Go through the lines below and copy each one that holds the string "React".
# start of DATASET
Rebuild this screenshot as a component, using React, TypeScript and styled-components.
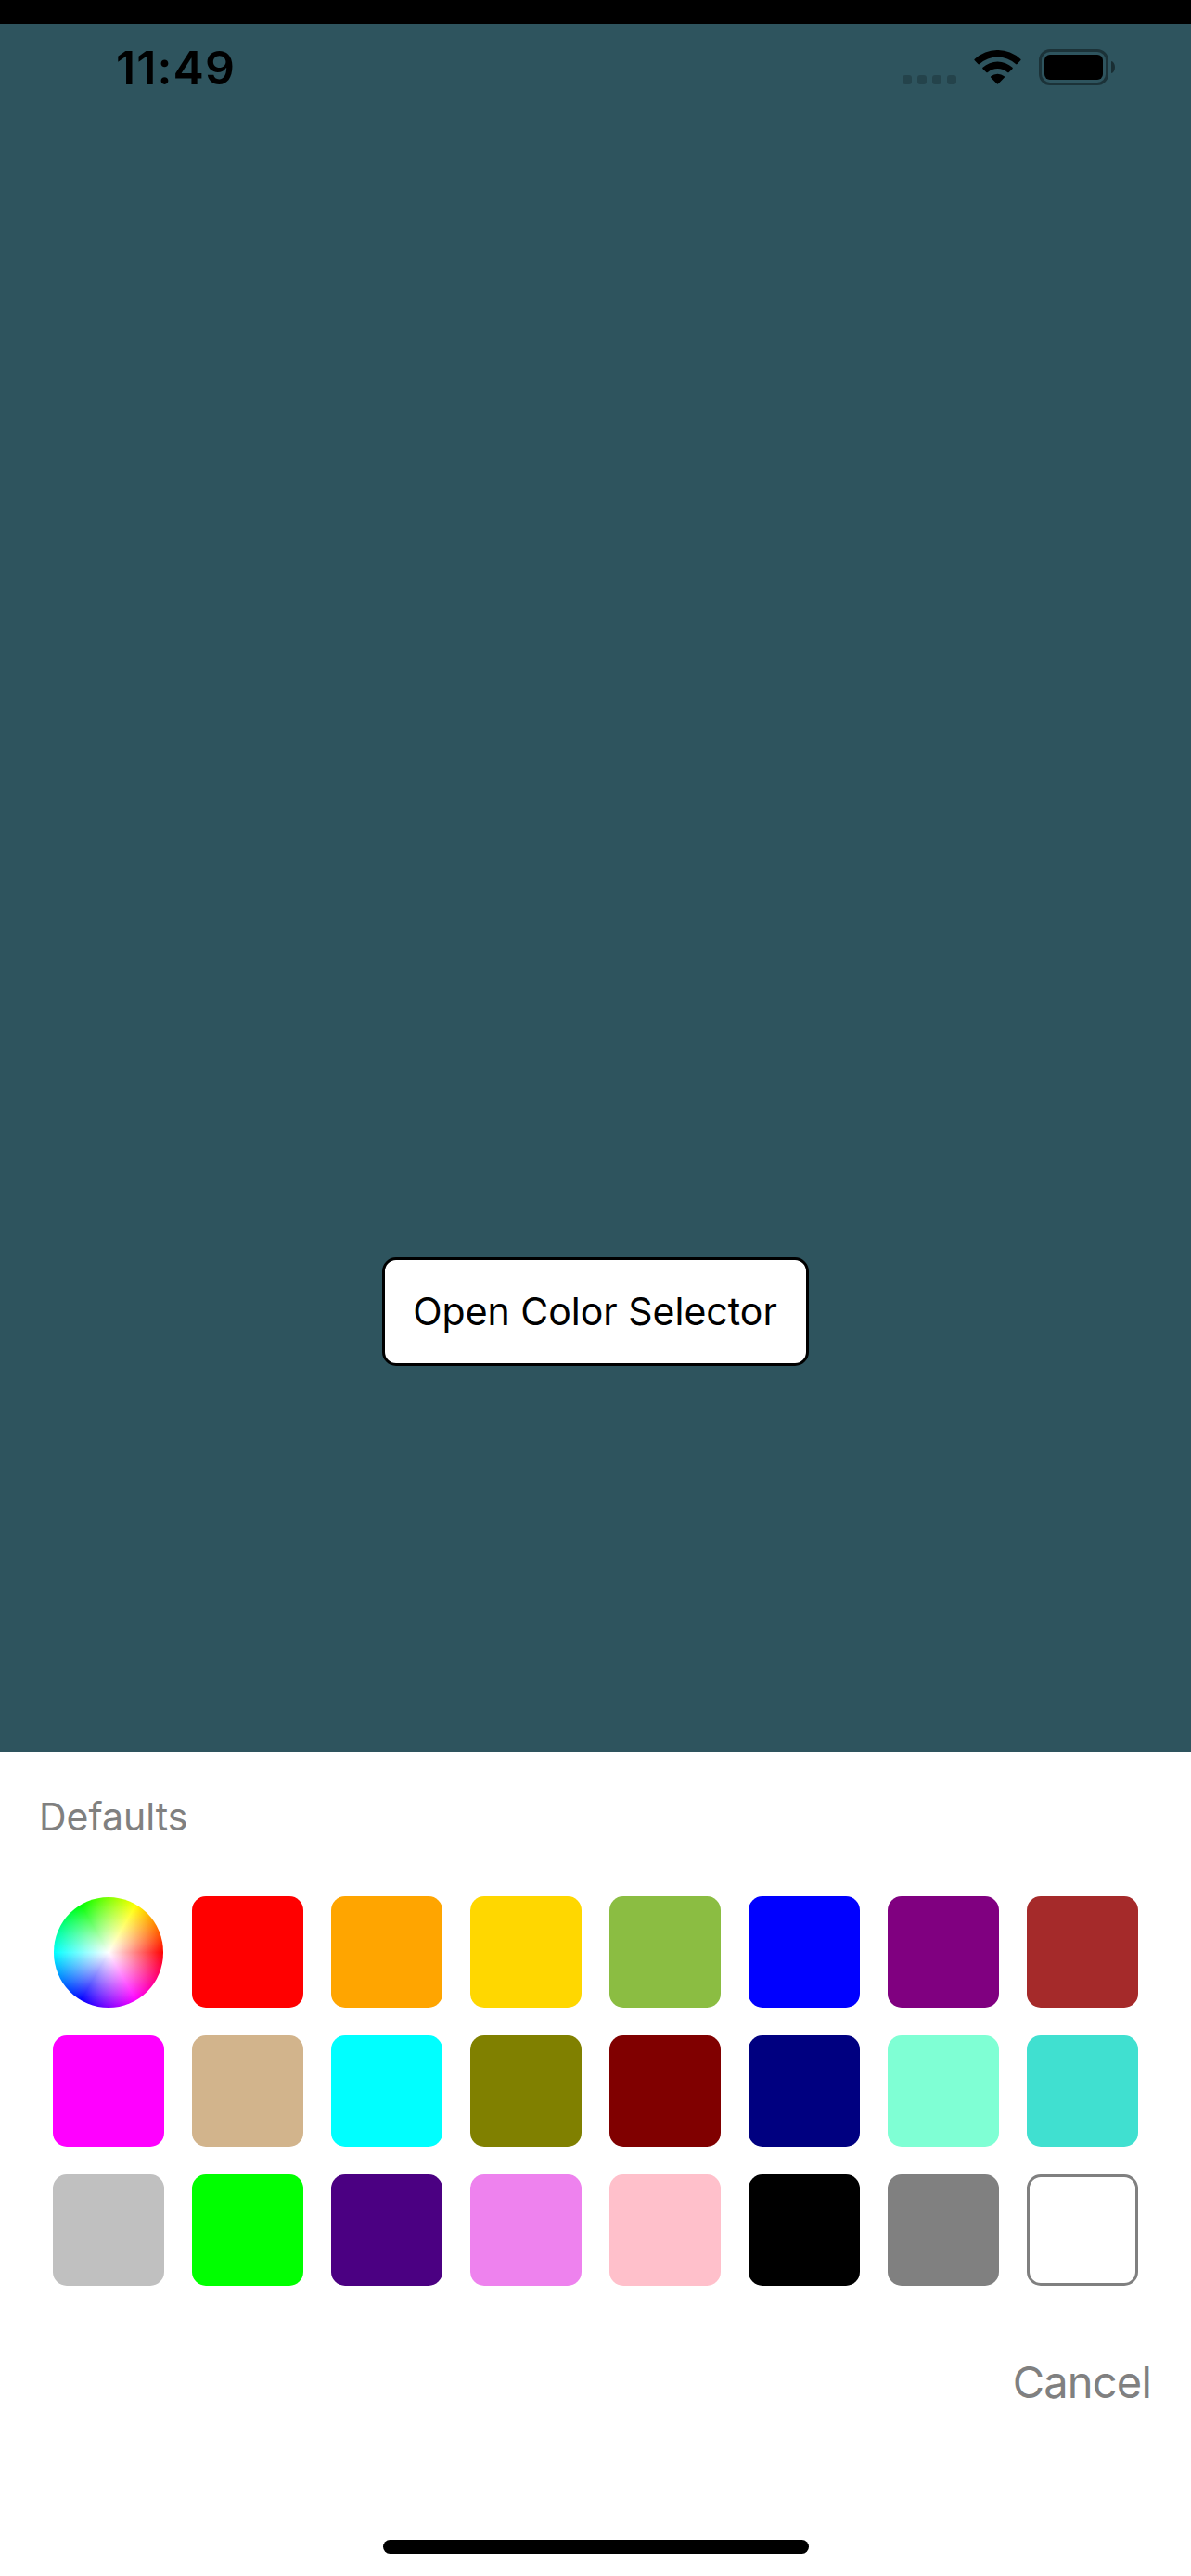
# end of DATASET
# start of DATASET
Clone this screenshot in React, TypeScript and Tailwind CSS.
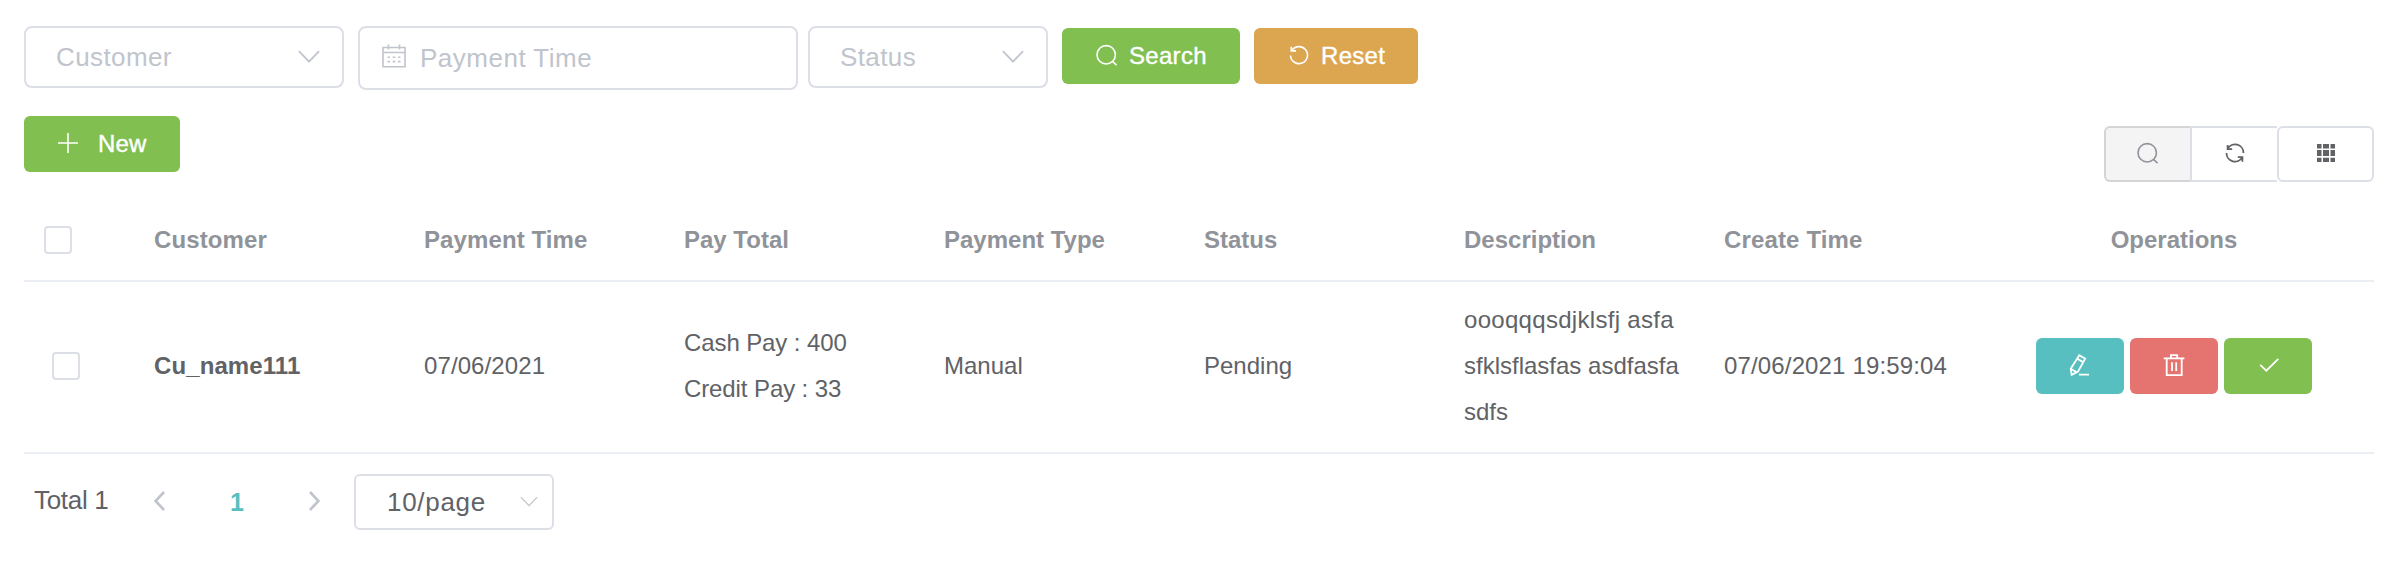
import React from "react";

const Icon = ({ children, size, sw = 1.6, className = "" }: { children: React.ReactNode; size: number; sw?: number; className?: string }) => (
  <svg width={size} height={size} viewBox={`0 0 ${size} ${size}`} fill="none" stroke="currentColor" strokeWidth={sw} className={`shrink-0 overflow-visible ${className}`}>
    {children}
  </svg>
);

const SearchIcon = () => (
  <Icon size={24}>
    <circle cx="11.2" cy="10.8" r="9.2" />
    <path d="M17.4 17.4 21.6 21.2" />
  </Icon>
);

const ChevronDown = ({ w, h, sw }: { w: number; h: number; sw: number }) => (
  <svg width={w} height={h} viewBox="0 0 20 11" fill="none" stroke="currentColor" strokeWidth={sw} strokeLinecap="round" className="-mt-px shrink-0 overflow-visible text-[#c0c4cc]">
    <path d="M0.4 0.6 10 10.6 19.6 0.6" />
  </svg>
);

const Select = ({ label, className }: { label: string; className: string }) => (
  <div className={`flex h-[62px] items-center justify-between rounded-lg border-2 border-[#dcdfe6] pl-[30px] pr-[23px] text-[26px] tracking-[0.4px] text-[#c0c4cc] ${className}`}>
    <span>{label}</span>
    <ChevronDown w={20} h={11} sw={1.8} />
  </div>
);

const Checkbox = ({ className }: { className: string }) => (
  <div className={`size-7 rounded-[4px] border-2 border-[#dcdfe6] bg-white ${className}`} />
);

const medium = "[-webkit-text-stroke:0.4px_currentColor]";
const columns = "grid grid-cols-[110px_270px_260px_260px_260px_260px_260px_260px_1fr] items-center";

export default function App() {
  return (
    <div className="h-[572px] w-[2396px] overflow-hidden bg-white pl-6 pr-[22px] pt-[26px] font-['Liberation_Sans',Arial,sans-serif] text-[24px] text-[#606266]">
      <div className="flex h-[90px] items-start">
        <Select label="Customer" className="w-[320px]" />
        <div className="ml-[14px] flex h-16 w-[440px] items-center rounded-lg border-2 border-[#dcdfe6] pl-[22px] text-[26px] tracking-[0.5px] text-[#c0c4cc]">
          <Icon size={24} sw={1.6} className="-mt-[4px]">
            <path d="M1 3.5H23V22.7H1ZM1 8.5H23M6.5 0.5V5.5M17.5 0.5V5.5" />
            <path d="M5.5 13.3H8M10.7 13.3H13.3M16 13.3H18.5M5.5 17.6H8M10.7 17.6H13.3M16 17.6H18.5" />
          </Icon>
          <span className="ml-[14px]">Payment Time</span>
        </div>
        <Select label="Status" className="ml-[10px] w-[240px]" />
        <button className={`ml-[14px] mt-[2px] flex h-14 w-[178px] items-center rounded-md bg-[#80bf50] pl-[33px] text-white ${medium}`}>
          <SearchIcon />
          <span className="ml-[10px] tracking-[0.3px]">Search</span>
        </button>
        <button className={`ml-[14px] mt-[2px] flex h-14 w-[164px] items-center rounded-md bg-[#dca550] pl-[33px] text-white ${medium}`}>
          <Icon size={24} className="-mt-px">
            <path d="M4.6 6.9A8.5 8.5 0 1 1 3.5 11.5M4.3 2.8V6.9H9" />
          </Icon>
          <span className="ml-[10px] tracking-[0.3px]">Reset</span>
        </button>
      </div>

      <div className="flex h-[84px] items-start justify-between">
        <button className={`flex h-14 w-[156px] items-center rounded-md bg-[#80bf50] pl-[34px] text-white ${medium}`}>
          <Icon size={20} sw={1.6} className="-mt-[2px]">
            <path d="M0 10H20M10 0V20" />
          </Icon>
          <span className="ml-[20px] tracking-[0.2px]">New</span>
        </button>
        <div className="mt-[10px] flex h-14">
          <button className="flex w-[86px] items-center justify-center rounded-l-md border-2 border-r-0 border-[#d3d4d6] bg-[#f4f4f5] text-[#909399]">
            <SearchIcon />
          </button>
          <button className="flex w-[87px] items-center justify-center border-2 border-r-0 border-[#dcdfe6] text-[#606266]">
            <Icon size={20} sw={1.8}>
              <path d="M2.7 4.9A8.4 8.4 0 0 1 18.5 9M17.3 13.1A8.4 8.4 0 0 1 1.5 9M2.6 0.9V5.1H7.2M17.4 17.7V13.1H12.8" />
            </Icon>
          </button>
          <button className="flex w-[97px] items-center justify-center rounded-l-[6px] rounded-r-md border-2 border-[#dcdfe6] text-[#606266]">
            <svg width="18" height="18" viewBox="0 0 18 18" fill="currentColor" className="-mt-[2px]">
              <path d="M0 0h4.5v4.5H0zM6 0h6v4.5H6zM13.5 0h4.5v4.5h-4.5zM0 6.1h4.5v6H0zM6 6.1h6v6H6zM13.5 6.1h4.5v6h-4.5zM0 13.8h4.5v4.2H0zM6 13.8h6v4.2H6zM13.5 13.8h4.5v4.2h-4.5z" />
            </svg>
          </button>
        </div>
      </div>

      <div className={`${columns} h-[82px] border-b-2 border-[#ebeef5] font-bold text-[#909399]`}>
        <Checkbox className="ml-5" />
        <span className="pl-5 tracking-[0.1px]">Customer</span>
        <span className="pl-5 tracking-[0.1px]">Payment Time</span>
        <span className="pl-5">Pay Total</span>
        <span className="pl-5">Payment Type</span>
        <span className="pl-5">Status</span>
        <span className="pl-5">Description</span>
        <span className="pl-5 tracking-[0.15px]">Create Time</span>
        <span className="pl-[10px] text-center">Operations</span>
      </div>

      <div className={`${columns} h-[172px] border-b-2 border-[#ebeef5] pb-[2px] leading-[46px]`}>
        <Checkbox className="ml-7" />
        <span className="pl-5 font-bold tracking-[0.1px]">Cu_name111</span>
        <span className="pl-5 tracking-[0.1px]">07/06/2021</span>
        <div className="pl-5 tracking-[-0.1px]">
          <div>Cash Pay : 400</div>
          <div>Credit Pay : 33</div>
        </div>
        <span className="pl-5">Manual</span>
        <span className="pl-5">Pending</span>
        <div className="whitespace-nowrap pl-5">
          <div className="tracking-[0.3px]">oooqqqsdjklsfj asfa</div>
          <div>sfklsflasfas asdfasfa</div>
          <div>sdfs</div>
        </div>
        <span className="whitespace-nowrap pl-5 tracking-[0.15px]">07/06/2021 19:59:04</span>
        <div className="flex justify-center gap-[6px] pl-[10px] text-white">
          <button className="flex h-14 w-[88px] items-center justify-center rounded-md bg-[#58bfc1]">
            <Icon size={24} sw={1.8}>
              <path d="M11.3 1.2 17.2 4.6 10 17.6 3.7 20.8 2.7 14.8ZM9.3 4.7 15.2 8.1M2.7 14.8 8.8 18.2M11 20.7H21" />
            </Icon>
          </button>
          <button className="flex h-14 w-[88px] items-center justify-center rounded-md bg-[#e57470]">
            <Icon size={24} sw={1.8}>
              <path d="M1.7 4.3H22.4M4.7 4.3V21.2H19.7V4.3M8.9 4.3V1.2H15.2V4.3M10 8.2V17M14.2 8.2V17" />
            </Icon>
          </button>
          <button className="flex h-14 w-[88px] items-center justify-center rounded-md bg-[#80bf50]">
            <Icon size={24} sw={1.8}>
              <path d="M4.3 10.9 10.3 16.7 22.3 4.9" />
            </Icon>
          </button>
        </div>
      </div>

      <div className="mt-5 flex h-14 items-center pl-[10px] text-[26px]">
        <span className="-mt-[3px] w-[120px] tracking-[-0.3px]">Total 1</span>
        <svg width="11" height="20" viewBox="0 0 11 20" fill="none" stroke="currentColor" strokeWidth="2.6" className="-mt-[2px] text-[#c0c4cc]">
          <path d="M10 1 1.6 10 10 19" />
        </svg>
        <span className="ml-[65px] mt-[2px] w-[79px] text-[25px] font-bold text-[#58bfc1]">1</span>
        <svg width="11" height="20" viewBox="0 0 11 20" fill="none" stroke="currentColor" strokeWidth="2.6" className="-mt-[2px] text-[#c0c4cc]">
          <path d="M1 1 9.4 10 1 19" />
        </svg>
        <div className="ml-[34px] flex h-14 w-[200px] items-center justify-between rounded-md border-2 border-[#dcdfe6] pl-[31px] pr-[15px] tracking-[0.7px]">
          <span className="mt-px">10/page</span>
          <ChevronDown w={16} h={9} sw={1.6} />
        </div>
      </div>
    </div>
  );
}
# end of DATASET
### SOLUTION TO THIS PROBLEM
Rebuild this screenshot as a component, using React, TypeScript and styled-components.
Clone this screenshot in React, TypeScript and Tailwind CSS.
import React from "react";
const Icon = ({ children, size, sw = 1.6, className = "" }: { children: React.ReactNode; size: number; sw?: number; className?: string }) => (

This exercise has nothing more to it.